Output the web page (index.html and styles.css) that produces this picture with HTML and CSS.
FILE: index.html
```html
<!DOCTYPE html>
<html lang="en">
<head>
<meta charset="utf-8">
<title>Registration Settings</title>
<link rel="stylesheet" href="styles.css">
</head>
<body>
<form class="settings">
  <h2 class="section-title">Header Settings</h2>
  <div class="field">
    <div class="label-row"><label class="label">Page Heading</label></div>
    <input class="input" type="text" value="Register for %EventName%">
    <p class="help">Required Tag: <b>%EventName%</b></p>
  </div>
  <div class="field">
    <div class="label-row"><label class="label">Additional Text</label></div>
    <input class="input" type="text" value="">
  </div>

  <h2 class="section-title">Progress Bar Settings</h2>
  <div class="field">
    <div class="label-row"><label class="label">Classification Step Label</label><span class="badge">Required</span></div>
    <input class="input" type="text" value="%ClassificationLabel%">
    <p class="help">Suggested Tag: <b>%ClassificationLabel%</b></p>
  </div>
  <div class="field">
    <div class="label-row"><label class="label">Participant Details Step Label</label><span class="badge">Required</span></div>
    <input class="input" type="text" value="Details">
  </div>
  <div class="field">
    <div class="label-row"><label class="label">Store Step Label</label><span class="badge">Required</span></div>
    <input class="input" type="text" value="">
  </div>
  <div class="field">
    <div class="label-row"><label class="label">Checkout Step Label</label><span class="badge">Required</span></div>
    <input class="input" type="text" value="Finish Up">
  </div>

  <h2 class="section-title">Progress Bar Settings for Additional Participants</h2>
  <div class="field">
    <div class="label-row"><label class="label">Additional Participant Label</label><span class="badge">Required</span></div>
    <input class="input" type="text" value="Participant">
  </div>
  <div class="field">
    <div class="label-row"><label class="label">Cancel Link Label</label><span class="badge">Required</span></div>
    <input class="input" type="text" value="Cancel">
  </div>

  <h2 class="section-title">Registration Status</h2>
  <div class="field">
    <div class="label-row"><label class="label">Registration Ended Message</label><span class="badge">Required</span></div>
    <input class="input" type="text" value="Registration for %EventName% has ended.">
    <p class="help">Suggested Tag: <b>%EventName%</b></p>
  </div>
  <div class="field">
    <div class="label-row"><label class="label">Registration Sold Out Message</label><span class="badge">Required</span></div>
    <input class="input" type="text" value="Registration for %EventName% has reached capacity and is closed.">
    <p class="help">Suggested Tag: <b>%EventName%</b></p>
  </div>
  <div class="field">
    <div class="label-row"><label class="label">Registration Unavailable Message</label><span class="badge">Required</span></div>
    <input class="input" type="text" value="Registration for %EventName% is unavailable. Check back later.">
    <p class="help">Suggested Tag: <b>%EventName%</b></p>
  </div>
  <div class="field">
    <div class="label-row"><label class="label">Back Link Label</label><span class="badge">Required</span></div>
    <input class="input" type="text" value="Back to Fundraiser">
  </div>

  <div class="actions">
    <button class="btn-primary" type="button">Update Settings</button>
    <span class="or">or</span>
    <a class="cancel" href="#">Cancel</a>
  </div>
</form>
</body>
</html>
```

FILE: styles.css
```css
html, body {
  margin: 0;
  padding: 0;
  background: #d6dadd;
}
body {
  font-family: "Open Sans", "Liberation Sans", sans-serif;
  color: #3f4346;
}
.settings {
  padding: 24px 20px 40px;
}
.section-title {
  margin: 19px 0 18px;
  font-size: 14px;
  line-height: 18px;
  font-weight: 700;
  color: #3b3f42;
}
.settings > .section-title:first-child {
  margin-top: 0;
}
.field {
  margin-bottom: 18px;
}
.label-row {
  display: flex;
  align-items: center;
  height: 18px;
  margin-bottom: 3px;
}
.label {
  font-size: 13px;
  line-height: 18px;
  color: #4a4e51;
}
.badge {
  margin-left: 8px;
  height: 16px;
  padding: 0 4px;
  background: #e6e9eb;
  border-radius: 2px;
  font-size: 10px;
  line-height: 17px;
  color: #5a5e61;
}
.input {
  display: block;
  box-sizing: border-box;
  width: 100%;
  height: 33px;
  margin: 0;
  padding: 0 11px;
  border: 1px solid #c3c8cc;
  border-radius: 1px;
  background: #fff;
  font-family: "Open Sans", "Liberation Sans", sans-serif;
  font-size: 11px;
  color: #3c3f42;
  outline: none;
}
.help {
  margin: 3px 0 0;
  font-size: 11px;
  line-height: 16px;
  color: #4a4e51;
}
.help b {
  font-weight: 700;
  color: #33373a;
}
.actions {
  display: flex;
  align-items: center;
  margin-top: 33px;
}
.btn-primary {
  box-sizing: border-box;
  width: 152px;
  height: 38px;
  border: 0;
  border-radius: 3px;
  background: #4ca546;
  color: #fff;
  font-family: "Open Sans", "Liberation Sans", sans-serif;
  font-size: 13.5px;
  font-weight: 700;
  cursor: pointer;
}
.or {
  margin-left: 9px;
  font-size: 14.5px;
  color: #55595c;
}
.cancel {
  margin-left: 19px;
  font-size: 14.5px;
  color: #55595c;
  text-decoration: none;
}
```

+===+

> [Short problem] Your task is to repeat each line of the material exactly.

> [Output for this task]
Output the web page (index.html and styles.css) that produces this picture with HTML and CSS.
FILE: index.html
```html
<!DOCTYPE html>
<html lang="en">
<head>
<meta charset="utf-8">
<title>Registration Settings</title>
<link rel="stylesheet" href="styles.css">
</head>
<body>
<form class="settings">
  <h2 class="section-title">Header Settings</h2>
  <div class="field">
    <div class="label-row"><label class="label">Page Heading</label></div>
    <input class="input" type="text" value="Register for %EventName%">
    <p class="help">Required Tag: <b>%EventName%</b></p>
  </div>
  <div class="field">
    <div class="label-row"><label class="label">Additional Text</label></div>
    <input class="input" type="text" value="">
  </div>

  <h2 class="section-title">Progress Bar Settings</h2>
  <div class="field">
    <div class="label-row"><label class="label">Classification Step Label</label><span class="badge">Required</span></div>
    <input class="input" type="text" value="%ClassificationLabel%">
    <p class="help">Suggested Tag: <b>%ClassificationLabel%</b></p>
  </div>
  <div class="field">
    <div class="label-row"><label class="label">Participant Details Step Label</label><span class="badge">Required</span></div>
    <input class="input" type="text" value="Details">
  </div>
  <div class="field">
    <div class="label-row"><label class="label">Store Step Label</label><span class="badge">Required</span></div>
    <input class="input" type="text" value="">
  </div>
  <div class="field">
    <div class="label-row"><label class="label">Checkout Step Label</label><span class="badge">Required</span></div>
    <input class="input" type="text" value="Finish Up">
  </div>

  <h2 class="section-title">Progress Bar Settings for Additional Participants</h2>
  <div class="field">
    <div class="label-row"><label class="label">Additional Participant Label</label><span class="badge">Required</span></div>
    <input class="input" type="text" value="Participant">
  </div>
  <div class="field">
    <div class="label-row"><label class="label">Cancel Link Label</label><span class="badge">Required</span></div>
    <input class="input" type="text" value="Cancel">
  </div>

  <h2 class="section-title">Registration Status</h2>
  <div class="field">
    <div class="label-row"><label class="label">Registration Ended Message</label><span class="badge">Required</span></div>
    <input class="input" type="text" value="Registration for %EventName% has ended.">
    <p class="help">Suggested Tag: <b>%EventName%</b></p>
  </div>
  <div class="field">
    <div class="label-row"><label class="label">Registration Sold Out Message</label><span class="badge">Required</span></div>
    <input class="input" type="text" value="Registration for %EventName% has reached capacity and is closed.">
    <p class="help">Suggested Tag: <b>%EventName%</b></p>
  </div>
  <div class="field">
    <div class="label-row"><label class="label">Registration Unavailable Message</label><span class="badge">Required</span></div>
    <input class="input" type="text" value="Registration for %EventName% is unavailable. Check back later.">
    <p class="help">Suggested Tag: <b>%EventName%</b></p>
  </div>
  <div class="field">
    <div class="label-row"><label class="label">Back Link Label</label><span class="badge">Required</span></div>
    <input class="input" type="text" value="Back to Fundraiser">
  </div>

  <div class="actions">
    <button class="btn-primary" type="button">Update Settings</button>
    <span class="or">or</span>
    <a class="cancel" href="#">Cancel</a>
  </div>
</form>
</body>
</html>
```

FILE: styles.css
```css
html, body {
  margin: 0;
  padding: 0;
  background: #d6dadd;
}
body {
  font-family: "Open Sans", "Liberation Sans", sans-serif;
  color: #3f4346;
}
.settings {
  padding: 24px 20px 40px;
}
.section-title {
  margin: 19px 0 18px;
  font-size: 14px;
  line-height: 18px;
  font-weight: 700;
  color: #3b3f42;
}
.settings > .section-title:first-child {
  margin-top: 0;
}
.field {
  margin-bottom: 18px;
}
.label-row {
  display: flex;
  align-items: center;
  height: 18px;
  margin-bottom: 3px;
}
.label {
  font-size: 13px;
  line-height: 18px;
  color: #4a4e51;
}
.badge {
  margin-left: 8px;
  height: 16px;
  padding: 0 4px;
  background: #e6e9eb;
  border-radius: 2px;
  font-size: 10px;
  line-height: 17px;
  color: #5a5e61;
}
.input {
  display: block;
  box-sizing: border-box;
  width: 100%;
  height: 33px;
  margin: 0;
  padding: 0 11px;
  border: 1px solid #c3c8cc;
  border-radius: 1px;
  background: #fff;
  font-family: "Open Sans", "Liberation Sans", sans-serif;
  font-size: 11px;
  color: #3c3f42;
  outline: none;
}
.help {
  margin: 3px 0 0;
  font-size: 11px;
  line-height: 16px;
  color: #4a4e51;
}
.help b {
  font-weight: 700;
  color: #33373a;
}
.actions {
  display: flex;
  align-items: center;
  margin-top: 33px;
}
.btn-primary {
  box-sizing: border-box;
  width: 152px;
  height: 38px;
  border: 0;
  border-radius: 3px;
  background: #4ca546;
  color: #fff;
  font-family: "Open Sans", "Liberation Sans", sans-serif;
  font-size: 13.5px;
  font-weight: 700;
  cursor: pointer;
}
.or {
  margin-left: 9px;
  font-size: 14.5px;
  color: #55595c;
}
.cancel {
  margin-left: 19px;
  font-size: 14.5px;
  color: #55595c;
  text-decoration: none;
}
```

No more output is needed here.